桑江:なるほど。実際に視聴者のコメントからも、メディアに対しての牽制などに関するコメントも多く寄せられていました。その辺りを含めて、この2021年がどうなるのか見ていきたい、というところですね。ありがとうございます。

今後も起こりうる、炎上の引き金

桑江:では山口先生お願いできますか。

山口:今日は、炎上と疑義言説という2つをお話してきたと思います。まず、炎上という面で言うと、引き続きジェンダー関連は炎上していくんだろうなと、今日も強く思いまして(笑)。

日本のジェンダーギャップ指数は121位ということが有名な話ですが、特に分野で言うと政治・経済の分野で低くてですね。政治だと確か144位だったと思います。調査対象が153ヶ国ぐらいなので、ほぼ最下位レベルなんですが、そういったことが起こっていると。

そして炎上のタイプとか見ると「ステレオタイプの価値観での発言」や「過剰な一般化」みたいなところが、炎上の引き金になっていることが多いです。ですので、そういった発信は、企業としては今後も注意していく必要があるだろうと感じます。

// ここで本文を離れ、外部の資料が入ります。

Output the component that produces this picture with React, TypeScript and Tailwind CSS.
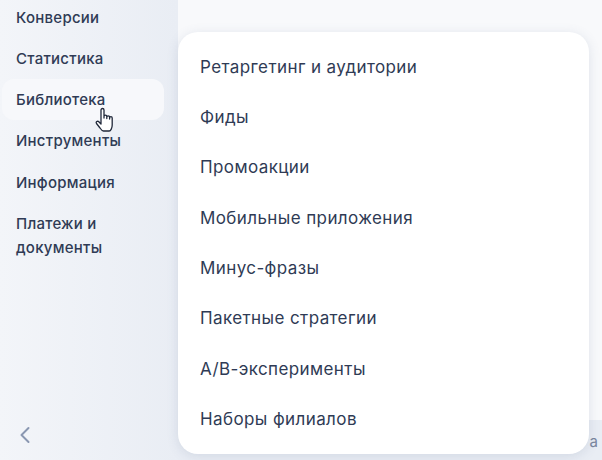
export default function App() {
  const side = ["Конверсии", "Статистика", "Библиотека", "Инструменты", "Информация"];
  const menu = ["Ретаргетинг и аудитории", "Фиды", "Промоакции", "Мобильные приложения", "Минус-фразы", "Пакетные стратегии", "A/B-эксперименты", "Наборы филиалов"];
  return (
    <div className="relative w-[602px] h-[460px] overflow-hidden flex bg-[#f8f9fb] font-['Inter','Noto_Sans',sans-serif]">
      <aside className="w-[178px] h-full flex flex-col justify-between bg-gradient-to-r from-[#f3f5f9] to-[#e9edf4] pl-[2px] pr-[14px] pb-[10px]">
        <nav className="flex flex-col -mt-[3.6px]">
          {side.map((s) => (
            <div key={s} className={`h-[41.25px] flex items-center pt-[1.5px] pl-[14px] rounded-[12px] text-[15px] tracking-[0.25px] font-medium text-[#2f3b55] ${s === "Библиотека" ? "bg-[#f7f8fb]" : ""}`}>{s}</div>
          ))}
          <div className="pl-[14px] pt-[9.5px] text-[15px] tracking-[0.25px] leading-[23.5px] font-medium text-[#2f3b55]">Платежи и<br />документы</div>
        </nav>
        <div className="pl-[17px] h-[30px] flex items-center">
          <svg width="12" height="18" viewBox="0 0 12 18" fill="none" stroke="#8a97b1" strokeWidth="2" strokeLinecap="round" strokeLinejoin="round">
            <path d="M9.5 2 L2.5 9 L9.5 16" />
          </svg>
        </div>
      </aside>
      <main className="flex-1 relative">
        <div className="absolute left-0 right-0 bottom-0 h-[40px] bg-[#e9edf4]">
          <span className="absolute right-[4px] top-[11px] text-[15px] text-[#7a869e]">а</span>
        </div>
      </main>
      <div className="absolute left-[178px] top-[32px] w-[411px] h-[422px] bg-white rounded-[20px] shadow-[0_2px_12px_rgba(90,105,140,0.16)] pt-[10.5px] pl-[22px] flex flex-col">
        {menu.map((m) => (
          <div key={m} className="h-[50.3px] flex items-center text-[17px] tracking-[0.4px] text-[#2f3b55]">{m}</div>
        ))}
      </div>
      <svg className="absolute left-[95px] top-[107px]" width="20" height="26" viewBox="0 0 20 26" fill="#fff" stroke="#20283a" strokeWidth="1.3" strokeLinejoin="round" strokeLinecap="round">
        <path d="M6 14 V3 a1.5 1.5 0 0 1 3 0 V11 V9.5 a1.4 1.4 0 0 1 2.8 0 V11.5 V10.2 a1.4 1.4 0 0 1 2.8 0 V12 V11 a1.3 1.3 0 0 1 2.6 0 V18 c0 3-1.5 6-3 6 H8.5 c-1.5 0-2.5-1.5-3.5-3 L1.5 16.5 c-1-1.5 1-3 2.3-1.8 L6 17 Z" />
      </svg>
    </div>
  );
}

そして、デマ・フェイクニュースに関して言いますと、2つのテーマがあるかなと思って。1つはやはりワクチンですよね。ちょうどワクチンデマの調査研究をやろうかな、と思っているところなんですけども。やはりそこが大きくクローズアップされると思います。

もう1つは国政選挙があるだろうと。恐らくそれに関連してデマも広がるのかなと感じております。そして、このフェイクニュースという文脈で、世界的に注目されたのがTwitter社の対応だったと思うんですね。ほかのソーシャルメディアも、かなり活発にやっていましたけども。

例えばTwitterであれば「発信に対するラベル付け」を自社で判断してやっていたりですね。そして最終的に、元大統領のアカウント凍結をやったわけです。これに対しては、いろんな意見が出て、賛成する人もいれば、ドイツやフランスのように「それは法律に基づいてやるべきだ」という発言もあったりして、いろんな見方がありましたと。

私の個人的な思いで言うと、もちろんそういった対応を検討して実施した、という事実があると思うんですけれども。それに対して、効果の検証ならびに透明性の確保が重要かなと思っています。

つまり「どういう基準で」「どうして実施したのか」というお話をジャック・ドーシーさんもされてましたけども。そういったアクションを起こしても、常に透明性を確保していくことが重要なのかなと感じています。

お互いが完全に違うフィールドに行く「分断」が起きている

山口:もう1つ考えなきゃいけないのが、Twitter等が軒並みそういった対応をしたことによって、アメリカで何が起こったかというと、「そういう対応をしないSNS」にみんながバーっと移ったわけですね。彼らの支持者たちが。そこでも1回AWSから弾かれて、また新しいサーバー見つけて云々ってことを今やってると。

これで何が起こるかと言うと、もちろん民間サービスなので、どんなタイプがあってもいいわけです。それは自然な状態だと思うんですけども。例えばさっきの古田さんのお話にあったとおり、支持する人が発言すると、それに呼応してアンチが発言することもあったように、これまでは同じフィールドだからこそ、分断と言っても、相手のことはなんとなく見えてる状態だったんですよね。

でもそれが、完全に違うフィールドに一方が行ってしまうことは、ものすごい分断ということになるわけですよね。そういった中で、この社会全体がどうなっていくか。ソーシャルメディアはどうやって対応していけばいいのか。そういったことを、もっと検討していく2021年になるのかなと感じております。

桑江:ありがとうございます。これらを踏まえて、2021年を引き続きウォッチしていくということですね。それでは第2部は以上で終了となります。山口先生、古田さん、ありがとうございました。

山口:ありがとうございました。

古田:ありがとうございました。